2019, l’anno dell’Atalanta – Dal 5-0 di Frosinone al 5-0 al Milan. Terzo posto in campionato ed esordio di Champions League con qualificazione agli ottavi di finale. Settantadue punti fatti nell’anno solare con 81 reti segnate (miglior attacco in assoluto in Serie A). Non può essere che l’Atalanta la squadra copertina del 2019. L’esempio di come si possa ancora fare grandi cose nel mondo del calcio senza passare obbligatoriamente dai fatturati milionari. Un anno che ha avuto solo una pecca: la finale di Coppa Italia persa contro la Lazio. Una delusione che non toglie niente a una realtà entrata di prepotenza tra le grandi del nostro calcio.

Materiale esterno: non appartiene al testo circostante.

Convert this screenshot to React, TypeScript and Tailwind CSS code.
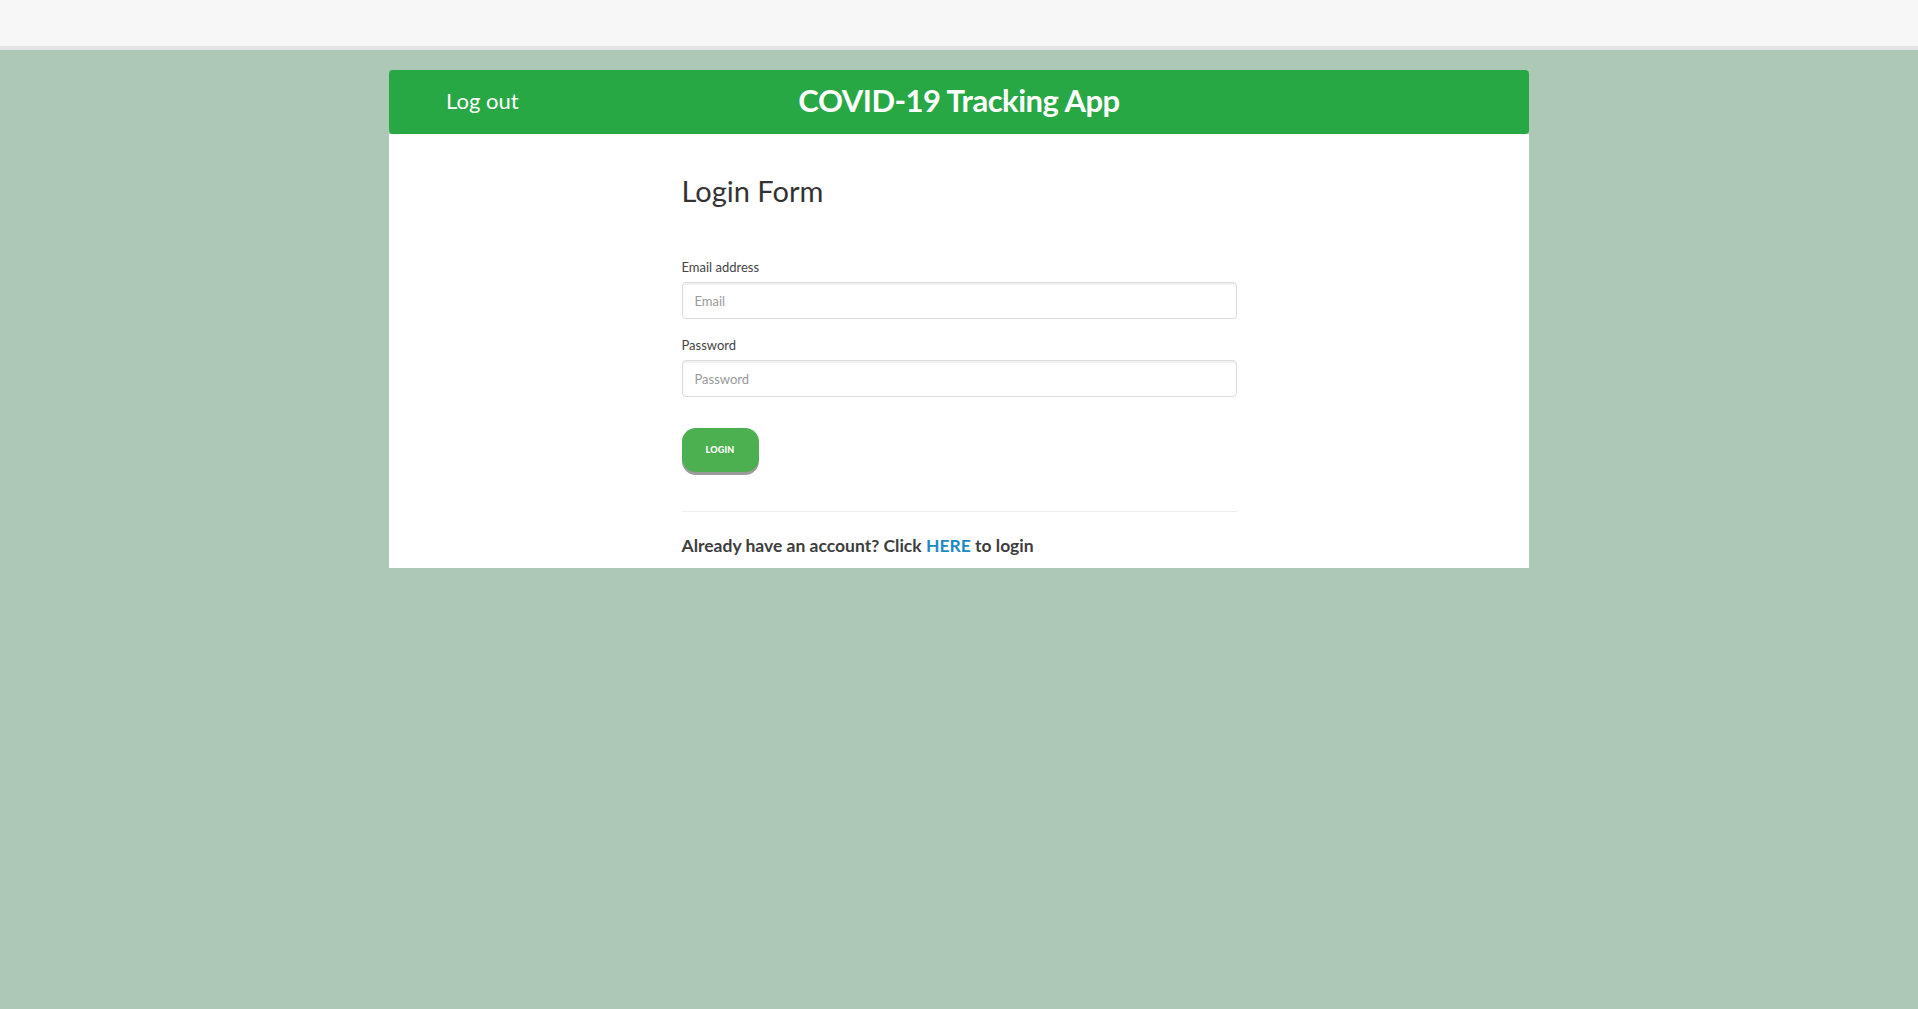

Sostenuta da uno dei migliori vivai del calcio italiano, da quando è arrivato in panchina Giampiero Gasperini nella stagione 2016/2017, la crescita della squadra orobica è stata esponenziale. Grazie a competenza, intuizione e pazienza, l’Atalanta ha saputo cambiare la sua stessa storia, passando dai piani bassi a quelli alti della classifica. Dalla battaglia per non retrocedere a quella per accedere alla Champions League. Un cambio di prospettiva che rende i nerazzurri bergamaschi un gioiello unico e un piccolo orgoglio per il calcio italiano. E pensare che tutto era iniziato con quattro sconfitte nelle prima cinque partite che avevano messo in dubbio la panchina di Gasperini.